Alton Webteam: June 2017
The White Rose is an emblem well known to everyone born and brought up in Yorkshire, as I was. It dates back to the medieval rivalry between the Houses of York and Lancaster for the throne of England, and was fought in many a bitter battle, now happily relegated to the cricket field! On my visits to Germany in more recent times, however, I came across the White Rose used as an emblem in very different circumstances. I had already read a paper-back about this small group of Christians in Nazi Germany who had voiced their opposition to Hitler and in particular, to the war with Russia, but on a visit to Munich, I had failed to find any memorial to those who were arrested and executed..

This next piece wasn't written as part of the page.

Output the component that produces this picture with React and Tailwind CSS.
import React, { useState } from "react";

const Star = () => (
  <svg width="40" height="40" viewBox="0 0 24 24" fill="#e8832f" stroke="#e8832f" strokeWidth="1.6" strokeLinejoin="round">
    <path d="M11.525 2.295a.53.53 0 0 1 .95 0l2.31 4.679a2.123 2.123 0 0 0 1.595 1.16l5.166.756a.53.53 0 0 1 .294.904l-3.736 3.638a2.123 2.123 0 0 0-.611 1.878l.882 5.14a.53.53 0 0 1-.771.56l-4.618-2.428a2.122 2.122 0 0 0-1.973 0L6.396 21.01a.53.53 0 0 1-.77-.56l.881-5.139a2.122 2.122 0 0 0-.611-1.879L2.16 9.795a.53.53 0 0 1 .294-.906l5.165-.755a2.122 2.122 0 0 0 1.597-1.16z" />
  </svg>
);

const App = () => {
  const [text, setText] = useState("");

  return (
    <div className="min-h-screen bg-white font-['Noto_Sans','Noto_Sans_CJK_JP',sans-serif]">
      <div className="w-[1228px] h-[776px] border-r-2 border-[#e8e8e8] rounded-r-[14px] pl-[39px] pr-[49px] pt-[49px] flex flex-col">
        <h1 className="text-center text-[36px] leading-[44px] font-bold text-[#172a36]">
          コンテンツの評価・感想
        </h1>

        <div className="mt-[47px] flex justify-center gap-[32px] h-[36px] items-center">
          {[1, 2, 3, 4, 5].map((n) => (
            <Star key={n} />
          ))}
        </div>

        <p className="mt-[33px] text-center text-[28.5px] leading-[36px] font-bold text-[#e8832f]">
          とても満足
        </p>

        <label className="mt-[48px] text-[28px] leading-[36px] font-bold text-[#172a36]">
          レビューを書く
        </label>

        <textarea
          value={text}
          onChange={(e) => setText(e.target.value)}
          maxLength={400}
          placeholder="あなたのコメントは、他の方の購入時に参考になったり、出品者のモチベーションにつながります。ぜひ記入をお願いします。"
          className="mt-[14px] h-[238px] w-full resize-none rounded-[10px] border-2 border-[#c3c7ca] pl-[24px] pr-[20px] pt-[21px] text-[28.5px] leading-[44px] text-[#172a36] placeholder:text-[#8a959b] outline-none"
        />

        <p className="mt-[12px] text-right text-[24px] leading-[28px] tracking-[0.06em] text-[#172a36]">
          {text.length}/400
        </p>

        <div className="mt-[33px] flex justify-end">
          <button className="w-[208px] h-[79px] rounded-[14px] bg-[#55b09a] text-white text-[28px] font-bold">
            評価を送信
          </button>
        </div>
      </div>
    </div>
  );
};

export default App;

Amongst the members of the group were the 25 year old medical student Hans Scholl and his younger sister Sophie who was 22. Being of military age, Hans had been drafted into the army and saw service in occupied Poland and in Russia. What he saw there of the treatment of the civilian population convinced him that the war was unjustified and wrong and must be opposed. He went on leave in the Autumn of 1943, and he and Sophie became involved in the group calling themselves 'The White Rose'. They printed leaflets secretly, putting forward their views, and then distributed them openly on the steps of public buildings, and it is astonishing that they were not arrested immediately for doing so. They argued that in fighting a war with Russia they were risking their lives
in battle, why should they not risk their lives for a far better cause? Inevitably, however, they were arrested, tried and summarily executed.

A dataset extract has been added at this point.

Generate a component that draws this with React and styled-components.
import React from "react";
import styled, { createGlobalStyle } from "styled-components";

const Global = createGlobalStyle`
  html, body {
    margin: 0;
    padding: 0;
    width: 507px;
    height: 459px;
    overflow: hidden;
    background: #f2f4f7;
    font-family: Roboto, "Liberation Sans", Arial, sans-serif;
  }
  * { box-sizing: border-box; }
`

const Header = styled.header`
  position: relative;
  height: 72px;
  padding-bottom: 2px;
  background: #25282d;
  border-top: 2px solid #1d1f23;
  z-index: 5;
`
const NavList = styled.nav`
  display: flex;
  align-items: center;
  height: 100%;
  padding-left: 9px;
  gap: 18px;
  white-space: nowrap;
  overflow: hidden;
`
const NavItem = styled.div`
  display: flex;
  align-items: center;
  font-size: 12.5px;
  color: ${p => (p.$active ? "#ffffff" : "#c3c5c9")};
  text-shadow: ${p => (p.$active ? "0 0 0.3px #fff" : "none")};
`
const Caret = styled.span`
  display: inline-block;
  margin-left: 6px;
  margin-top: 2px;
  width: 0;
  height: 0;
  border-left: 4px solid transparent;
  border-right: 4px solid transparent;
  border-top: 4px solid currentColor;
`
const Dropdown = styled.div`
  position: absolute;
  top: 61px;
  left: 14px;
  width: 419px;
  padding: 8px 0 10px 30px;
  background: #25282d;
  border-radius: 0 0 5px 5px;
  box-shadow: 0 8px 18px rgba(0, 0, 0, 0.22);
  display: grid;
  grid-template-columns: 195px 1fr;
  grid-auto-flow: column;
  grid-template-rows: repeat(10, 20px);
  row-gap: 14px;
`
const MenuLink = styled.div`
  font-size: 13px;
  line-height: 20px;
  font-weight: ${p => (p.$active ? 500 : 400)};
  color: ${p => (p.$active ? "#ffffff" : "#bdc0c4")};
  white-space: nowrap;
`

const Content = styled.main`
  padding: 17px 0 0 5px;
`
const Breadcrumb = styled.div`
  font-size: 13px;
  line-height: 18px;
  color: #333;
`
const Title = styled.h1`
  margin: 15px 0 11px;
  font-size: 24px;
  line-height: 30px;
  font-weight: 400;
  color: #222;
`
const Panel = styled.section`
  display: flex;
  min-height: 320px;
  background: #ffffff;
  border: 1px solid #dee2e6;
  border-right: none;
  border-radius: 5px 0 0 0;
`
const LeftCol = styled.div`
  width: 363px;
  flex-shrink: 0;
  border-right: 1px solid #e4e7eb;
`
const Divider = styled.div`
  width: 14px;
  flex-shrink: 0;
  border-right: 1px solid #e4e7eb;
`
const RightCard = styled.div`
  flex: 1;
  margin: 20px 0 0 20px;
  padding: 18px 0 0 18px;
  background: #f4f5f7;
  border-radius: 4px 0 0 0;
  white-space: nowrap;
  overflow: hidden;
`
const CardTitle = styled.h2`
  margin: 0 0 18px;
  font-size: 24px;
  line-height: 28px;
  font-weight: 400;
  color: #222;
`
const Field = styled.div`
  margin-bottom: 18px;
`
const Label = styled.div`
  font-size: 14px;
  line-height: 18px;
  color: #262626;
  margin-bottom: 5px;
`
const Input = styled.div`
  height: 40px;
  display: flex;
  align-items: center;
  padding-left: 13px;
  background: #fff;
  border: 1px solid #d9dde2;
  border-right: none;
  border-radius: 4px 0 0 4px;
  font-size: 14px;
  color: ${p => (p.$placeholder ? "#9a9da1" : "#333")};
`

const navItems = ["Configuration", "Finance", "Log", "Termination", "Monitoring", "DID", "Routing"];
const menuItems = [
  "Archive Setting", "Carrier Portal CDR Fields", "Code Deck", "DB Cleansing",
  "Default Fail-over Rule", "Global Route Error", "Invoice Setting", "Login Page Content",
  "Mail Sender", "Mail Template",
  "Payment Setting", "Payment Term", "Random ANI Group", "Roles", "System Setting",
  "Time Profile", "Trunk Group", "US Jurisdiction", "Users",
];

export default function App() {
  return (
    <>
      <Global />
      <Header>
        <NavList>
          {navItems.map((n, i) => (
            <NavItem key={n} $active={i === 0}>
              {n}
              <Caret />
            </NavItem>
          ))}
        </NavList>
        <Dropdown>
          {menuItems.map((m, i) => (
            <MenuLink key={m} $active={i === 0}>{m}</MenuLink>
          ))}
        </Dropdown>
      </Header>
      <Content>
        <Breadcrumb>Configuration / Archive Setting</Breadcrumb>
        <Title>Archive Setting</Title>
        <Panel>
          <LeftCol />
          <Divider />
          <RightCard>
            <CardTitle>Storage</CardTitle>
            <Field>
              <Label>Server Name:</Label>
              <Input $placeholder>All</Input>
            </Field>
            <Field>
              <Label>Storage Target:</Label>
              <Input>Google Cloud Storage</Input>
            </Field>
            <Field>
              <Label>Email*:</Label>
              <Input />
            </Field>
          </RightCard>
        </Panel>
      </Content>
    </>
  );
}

On a later visit to Germany, however, I was staying with friends in the town of Halle, noted as the birthplace of George F Handel, and strolling in the town centre, l noticed that one of the churches there was hosting a travelling exhibition about the 'White Rose', and in particular, the part played by Hans and Sophie Scholl. There were photographs, newspaper cuttings, and copies of the leaflets they had distributed. They had not, after all, been buried and forgotten, but remembered and honoured. It was all valuable historical material, but as I looked at their fresh young faces, full of
earnestness and hope, I could not hold back the tears nor the insistent question, whether I would have had the courage and the conviction to act as they did.